MIT Sloan’s Knittel: Millennials Like Cars As Much As Boomers Do

Christopher Knittel of MIT Sloan is Poets&Quants’ Professor of the Week

Everybody knows that Millennials—the generation born between 1980 and 1995—don’t buy breakfast cereal or paper napkins. Many still live with their parents. They marry later and buy fewer homes than previous generations did. And they’re so happy taking Uber and Lyft they can’t be bothered to buy cars.

But when it comes to cars, that conventional wisdom is wrong: There’s no statistically significant difference in vehicle ownership between Millennials and Baby Boomers who grew up with tailfins, drag races, and the car-crazy culture of American Graffiti. 

That’s the counterintuitive conclusion of a new study by Poets&Quants’ Professor of the Week, Christopher R. Knittel of the MIT Sloan School of Management, along with Elizabeth Murphy of Gensler Energy. 

The researchers’ findings appeared in a working paper, “Generational Trends in Vehicle Ownership and Use: Are Millennials Any Different?,” published in April by the MIT Center for Energy and Environmental Policy Research. 

They note the preconceptions of Millennials as a risk-averse “go nowhere generation” or the “cheapest generation,” but say the data don’t bear out those stereotypes. 

The researchers combed the Department of Transportation’s National Household Travel Survey (NHTS) over several years, as well as data from the U.S. Census of 1990, 2000, and 2010 and the American Community Survey (ACS).  All data sets contained responses at the household level, and Knittel and Murphy used that to track vehicle ownership and use, since all adults in a household typically share the expenses of vehicle ownership. 

Then they identified the eldest member of each household and used his or her birth year to determine the generation of the vehicle owner. They restricted their study to Baby Boomers (born 1946 to 1964), Generation X (1965-1979), and Millennials.

When they looked at the absolute data, they found Millennials did, on average, own 0.4 fewer vehicles per household than did Baby Boomers. But when they controlled for demographics (ownership by comparable age) and economic factors, the differences narrowed substantially. “The underlying endowments are not consistent across the generations, as is to be expected, and these endowments are affecting vehicle ownership,” Knittel and his co-author write.

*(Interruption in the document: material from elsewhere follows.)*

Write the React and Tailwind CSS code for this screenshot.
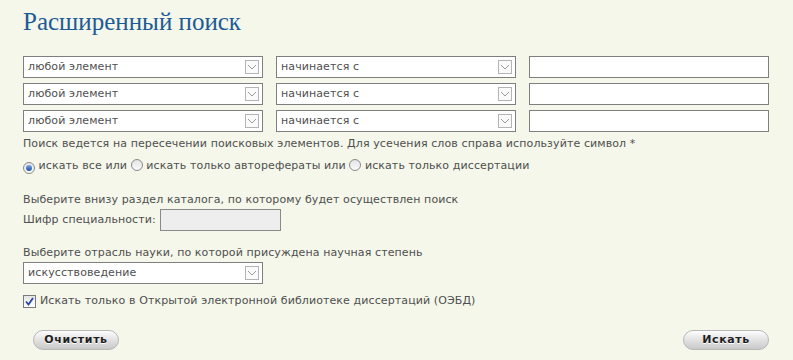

For example, the oldest Baby Boomers entered the workforce at the height of the postwar Golden Age of the U.S. economy, while Gen Xers came of age from the Reagan era through the Internet boom. Many Millennials, however, carry a greater student debt burden than previous generations did and, as Knittel and Murphy point out, graduated during the financial crisis and Great Recession. That may have delayed many Millennials’ entrance into the workforce and their pace of household formation.

The authors also found Millennial households are larger and slightly more likely to have children than Baby Boomers did at a similar age. Plus, they are more likely to have somewhat higher family income and live in a city, where public transportation is readily available and owning a car is not essential.

Even after factoring in all these economic and lifestyle differences, the researchers found only a 0.0116 reduction in vehicle ownership per household. 

 “We find that conditional on household demographics, Millennials do not differ in terms of vehicle ownership, relative to Baby Boomers,” the researchers write. “In addition, Millennial vehicle use, measured by annual vehicle miles traveled (VMT), is higher than Baby Boomers at similar stages in their lives.”

“Together, the results suggest that while Millennial vehicle ownership and use may be lower early on in life, these differences are only temporary and, in fact, lifetime vehicle use is likely to be greater.”

The bottom line: Millennials want to own their own vehicles as much as previous generations did, and when they own them, they drive them even more.

Knittel, a 46-year-old member in good standing of Gen X, is the George P. Shultz Professor of Applied Economics at MIT Sloan. His research centers on industrial organization, environmental economics, and applied econometrics, with a recent focus on energy markets. 

A product of the California public university system, he got his BA at California State University Stanislaus, an MA in economics from the University of California, Davis, and his Ph.D. in economics from UC Berkeley. Before joining the MIT faculty in 2011, he taught at UC Davis and Boston University. He teaches classes in Energy Economics and Policy to undergraduate and graduate students, and Applied Economics for Managers to Executive MBA students.